I'm in such a bad mood now I want to kill a plant.
FUCK THIS SHIT.
17 July 2009 ; Friday
Dawn of the Dinosaur...
A couple of weeks ago, I twittered and announced on facebook that I really really want to watch Ice Age 3... Other than 2 people who expressed liking what I wrote, NOBODY asked me out at all! :( Nobody wants to watch Ice Age 3 meh? I thought it was supposed to be a 4 star rating show according to Yahoo!'s movie review. :(
The picture is already so funny. :(
Can someone (Yes, YOU) please ask me? (I hope I like you)
17 July 2009 ; Friday
Batam getaway
I haven't felt so tired and worn out in a long long time! No more late nights anymore. No more waking up at 2pm anymore. No more travelling anymore (at least not in the near future). But I am happy because I am sick of being carefree. Hehe.
Don't you hate me? :)
I went to Batam, Indonesia to do ALL the water sports I ever wanted to do in my life in a day last weekend! Okay, maybe not ALL but I went jet-skiing, para-sailing, banana-boating, go-karting and even jumped from a building ala flying fox style with Erik! It was my first time trying all these and I like jet-skiing the best. :) I heard those in US are sooo much faster though. I wanna go play!
I like the place we ate lunch at. :) So pretty!
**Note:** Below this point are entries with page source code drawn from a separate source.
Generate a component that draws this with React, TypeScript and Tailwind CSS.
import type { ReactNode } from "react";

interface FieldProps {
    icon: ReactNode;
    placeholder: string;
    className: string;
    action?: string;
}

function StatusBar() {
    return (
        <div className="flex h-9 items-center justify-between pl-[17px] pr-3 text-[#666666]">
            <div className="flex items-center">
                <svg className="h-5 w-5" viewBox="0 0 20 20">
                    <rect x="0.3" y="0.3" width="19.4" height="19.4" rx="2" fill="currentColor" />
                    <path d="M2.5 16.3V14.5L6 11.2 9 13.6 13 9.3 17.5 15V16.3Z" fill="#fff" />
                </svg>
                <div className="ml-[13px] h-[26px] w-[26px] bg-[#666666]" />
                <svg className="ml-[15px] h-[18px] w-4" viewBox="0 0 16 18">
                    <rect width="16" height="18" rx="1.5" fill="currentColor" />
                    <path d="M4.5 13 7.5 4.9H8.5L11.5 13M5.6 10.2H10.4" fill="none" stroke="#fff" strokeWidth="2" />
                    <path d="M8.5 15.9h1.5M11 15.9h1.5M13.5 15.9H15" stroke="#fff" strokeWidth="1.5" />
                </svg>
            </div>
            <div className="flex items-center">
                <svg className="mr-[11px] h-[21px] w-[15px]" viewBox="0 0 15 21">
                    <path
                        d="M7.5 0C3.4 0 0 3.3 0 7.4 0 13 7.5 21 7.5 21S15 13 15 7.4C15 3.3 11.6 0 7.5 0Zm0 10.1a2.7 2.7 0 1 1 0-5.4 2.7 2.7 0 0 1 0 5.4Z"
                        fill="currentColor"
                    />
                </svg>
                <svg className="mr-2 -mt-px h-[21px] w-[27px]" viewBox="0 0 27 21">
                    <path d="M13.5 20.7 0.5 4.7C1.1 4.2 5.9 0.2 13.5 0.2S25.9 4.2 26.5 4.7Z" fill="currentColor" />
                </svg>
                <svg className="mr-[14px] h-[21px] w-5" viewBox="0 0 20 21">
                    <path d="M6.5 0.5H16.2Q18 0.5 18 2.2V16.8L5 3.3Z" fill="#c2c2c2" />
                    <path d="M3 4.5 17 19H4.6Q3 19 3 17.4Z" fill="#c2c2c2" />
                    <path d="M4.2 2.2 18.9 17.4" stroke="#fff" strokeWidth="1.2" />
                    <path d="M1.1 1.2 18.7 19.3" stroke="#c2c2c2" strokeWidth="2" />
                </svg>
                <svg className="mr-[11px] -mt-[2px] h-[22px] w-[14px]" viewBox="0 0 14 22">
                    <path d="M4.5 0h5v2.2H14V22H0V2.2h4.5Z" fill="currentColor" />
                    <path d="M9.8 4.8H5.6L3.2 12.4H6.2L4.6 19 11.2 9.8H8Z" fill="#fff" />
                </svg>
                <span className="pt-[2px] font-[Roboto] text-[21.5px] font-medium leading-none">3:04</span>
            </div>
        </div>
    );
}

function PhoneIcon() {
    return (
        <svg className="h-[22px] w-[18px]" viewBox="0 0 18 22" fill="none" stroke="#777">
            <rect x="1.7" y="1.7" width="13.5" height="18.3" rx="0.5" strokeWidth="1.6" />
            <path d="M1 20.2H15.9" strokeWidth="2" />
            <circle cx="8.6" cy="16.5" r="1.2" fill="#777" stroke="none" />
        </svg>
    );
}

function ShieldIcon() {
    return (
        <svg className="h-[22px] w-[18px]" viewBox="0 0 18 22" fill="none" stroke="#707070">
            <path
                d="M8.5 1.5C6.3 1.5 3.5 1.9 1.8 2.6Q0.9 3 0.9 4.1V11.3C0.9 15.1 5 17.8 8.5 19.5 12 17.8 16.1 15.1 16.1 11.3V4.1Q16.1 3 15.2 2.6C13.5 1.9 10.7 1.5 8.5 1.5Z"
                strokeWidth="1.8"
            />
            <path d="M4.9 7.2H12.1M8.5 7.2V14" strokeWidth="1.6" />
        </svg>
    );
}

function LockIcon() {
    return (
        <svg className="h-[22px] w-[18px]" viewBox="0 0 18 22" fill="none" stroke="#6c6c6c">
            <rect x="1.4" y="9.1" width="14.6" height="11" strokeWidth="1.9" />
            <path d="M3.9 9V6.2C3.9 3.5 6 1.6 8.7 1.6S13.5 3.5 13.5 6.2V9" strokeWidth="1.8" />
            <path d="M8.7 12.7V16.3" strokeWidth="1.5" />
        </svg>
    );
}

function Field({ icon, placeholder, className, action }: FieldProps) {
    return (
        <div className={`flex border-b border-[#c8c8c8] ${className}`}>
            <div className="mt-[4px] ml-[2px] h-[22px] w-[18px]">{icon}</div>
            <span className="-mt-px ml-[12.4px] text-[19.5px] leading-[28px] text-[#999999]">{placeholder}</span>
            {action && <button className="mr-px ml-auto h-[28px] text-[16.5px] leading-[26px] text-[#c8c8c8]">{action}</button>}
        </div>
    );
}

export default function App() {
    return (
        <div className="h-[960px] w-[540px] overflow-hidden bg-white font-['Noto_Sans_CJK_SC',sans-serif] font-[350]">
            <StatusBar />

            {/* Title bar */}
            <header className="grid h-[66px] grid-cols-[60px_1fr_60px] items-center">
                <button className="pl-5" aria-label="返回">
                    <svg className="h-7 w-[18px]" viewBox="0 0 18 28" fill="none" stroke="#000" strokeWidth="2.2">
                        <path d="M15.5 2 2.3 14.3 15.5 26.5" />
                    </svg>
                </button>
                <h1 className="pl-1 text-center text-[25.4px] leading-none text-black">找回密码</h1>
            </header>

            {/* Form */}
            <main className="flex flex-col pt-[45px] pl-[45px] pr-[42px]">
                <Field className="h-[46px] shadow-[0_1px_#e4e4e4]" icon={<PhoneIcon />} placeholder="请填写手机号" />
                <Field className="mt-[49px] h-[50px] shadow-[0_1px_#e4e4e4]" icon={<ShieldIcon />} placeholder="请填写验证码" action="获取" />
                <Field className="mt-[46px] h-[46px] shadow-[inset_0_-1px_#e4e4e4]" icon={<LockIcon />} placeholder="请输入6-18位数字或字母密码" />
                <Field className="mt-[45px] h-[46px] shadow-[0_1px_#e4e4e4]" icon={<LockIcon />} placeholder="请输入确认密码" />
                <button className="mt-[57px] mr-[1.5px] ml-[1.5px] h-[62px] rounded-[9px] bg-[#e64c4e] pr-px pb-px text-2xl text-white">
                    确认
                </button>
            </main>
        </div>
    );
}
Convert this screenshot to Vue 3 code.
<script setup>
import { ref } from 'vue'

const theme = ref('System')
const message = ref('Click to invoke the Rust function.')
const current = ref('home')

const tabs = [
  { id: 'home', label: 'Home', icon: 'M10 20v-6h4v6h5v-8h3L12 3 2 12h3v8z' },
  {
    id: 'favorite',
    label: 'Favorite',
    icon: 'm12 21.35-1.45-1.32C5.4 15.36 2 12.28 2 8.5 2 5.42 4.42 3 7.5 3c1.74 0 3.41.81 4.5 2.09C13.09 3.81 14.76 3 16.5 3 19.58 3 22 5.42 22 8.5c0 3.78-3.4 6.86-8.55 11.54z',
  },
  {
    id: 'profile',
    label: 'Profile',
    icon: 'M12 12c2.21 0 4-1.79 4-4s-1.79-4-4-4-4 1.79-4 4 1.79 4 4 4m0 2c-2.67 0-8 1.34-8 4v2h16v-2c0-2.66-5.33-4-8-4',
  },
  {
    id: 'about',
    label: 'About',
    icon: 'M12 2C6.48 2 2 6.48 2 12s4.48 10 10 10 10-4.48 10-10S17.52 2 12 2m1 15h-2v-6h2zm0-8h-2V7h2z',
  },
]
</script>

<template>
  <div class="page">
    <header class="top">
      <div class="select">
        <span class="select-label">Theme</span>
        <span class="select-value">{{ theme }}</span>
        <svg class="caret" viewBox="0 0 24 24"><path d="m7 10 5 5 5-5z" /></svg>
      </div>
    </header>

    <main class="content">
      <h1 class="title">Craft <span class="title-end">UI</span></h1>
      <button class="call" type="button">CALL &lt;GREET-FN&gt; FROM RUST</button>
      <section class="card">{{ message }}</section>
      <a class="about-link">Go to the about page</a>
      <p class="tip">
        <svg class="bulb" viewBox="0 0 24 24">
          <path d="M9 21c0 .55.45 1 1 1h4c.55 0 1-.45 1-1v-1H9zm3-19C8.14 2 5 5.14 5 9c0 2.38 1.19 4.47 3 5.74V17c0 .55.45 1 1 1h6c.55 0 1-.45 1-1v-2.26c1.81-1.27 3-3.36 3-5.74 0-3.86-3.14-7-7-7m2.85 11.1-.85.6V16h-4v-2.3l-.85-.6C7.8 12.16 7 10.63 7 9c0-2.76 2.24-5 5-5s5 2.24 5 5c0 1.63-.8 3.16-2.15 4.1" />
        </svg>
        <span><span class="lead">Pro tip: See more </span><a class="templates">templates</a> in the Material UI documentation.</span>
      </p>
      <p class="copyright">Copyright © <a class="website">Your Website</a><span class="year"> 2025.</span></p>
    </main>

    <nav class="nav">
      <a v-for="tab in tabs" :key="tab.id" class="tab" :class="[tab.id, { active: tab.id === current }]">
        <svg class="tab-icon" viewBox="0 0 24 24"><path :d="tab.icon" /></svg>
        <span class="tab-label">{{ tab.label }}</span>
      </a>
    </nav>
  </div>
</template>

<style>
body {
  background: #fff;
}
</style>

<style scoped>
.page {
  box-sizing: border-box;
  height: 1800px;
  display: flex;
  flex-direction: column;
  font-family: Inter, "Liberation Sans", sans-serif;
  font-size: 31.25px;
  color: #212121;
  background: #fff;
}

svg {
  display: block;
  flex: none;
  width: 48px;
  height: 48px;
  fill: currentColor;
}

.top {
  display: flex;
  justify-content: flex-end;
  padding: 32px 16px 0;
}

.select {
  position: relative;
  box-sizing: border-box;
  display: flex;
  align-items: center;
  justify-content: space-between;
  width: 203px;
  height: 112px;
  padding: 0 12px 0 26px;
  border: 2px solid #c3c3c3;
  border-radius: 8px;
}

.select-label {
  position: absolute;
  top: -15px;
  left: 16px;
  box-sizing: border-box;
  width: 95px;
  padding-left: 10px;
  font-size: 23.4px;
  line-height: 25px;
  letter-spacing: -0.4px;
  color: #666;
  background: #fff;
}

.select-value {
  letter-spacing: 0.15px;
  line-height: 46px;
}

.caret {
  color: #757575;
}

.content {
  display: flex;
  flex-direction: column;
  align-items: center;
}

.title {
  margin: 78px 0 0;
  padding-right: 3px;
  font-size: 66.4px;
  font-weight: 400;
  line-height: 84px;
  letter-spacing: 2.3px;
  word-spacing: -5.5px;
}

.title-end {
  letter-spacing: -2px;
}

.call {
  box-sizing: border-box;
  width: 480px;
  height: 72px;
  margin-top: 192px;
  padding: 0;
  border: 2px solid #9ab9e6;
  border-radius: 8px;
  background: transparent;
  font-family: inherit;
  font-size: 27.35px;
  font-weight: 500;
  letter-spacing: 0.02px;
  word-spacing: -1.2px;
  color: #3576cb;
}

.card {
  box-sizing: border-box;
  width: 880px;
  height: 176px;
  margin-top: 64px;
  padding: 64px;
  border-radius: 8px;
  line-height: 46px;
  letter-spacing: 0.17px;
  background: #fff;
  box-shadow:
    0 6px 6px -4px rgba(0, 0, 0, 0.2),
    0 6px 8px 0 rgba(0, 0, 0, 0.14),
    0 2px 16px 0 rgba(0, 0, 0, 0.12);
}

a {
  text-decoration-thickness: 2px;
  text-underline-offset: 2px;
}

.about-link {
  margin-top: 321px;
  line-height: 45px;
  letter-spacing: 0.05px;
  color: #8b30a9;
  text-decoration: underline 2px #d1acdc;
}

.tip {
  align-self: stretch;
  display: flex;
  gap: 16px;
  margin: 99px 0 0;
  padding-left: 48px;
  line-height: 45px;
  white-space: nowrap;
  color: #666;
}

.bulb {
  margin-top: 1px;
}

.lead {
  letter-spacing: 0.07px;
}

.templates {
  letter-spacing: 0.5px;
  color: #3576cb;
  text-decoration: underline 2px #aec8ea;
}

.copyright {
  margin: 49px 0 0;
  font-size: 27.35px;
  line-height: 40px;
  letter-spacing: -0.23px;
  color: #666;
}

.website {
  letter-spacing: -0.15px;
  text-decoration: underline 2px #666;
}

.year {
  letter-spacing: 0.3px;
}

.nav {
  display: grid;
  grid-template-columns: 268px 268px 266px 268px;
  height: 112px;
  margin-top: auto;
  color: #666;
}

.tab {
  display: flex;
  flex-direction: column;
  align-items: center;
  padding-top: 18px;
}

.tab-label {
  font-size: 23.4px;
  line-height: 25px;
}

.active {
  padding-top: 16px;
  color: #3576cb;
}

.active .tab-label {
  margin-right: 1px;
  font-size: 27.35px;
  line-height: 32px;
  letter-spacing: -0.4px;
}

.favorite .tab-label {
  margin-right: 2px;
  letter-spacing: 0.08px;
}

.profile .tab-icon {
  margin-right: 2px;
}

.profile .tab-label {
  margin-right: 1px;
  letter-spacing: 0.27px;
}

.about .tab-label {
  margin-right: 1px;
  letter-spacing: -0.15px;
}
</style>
Para-sailing was more fun than expected!
You think this go-kart is so laupok but it is really so fast! I crashed twice! Erik was so good in go-karting he raced an extra 2 more laps than me. I don't know how is that possible because our laupok go-karts have the same horse power! :(
My beautiful souvenirs from go-karting. Do you want some? :)
Erik brought me to eat the BEST crab in the world too. I swear I haven't had such good crabs in a long time. I think I can eat 15 crabs by myself. (approximately 700G per crab) This is also the most expensive meal I had in my entire life - $218,000!!!!!
This crab should be given an award!
Erik is really a millionaire. Not only he brought me to such an expensive dinner, instead of bargaining for a lower fee for our taxi ride, he asked to pay more! LOL.
Shit, I am so hungry now I can't write anymore. All I can think about is that crab.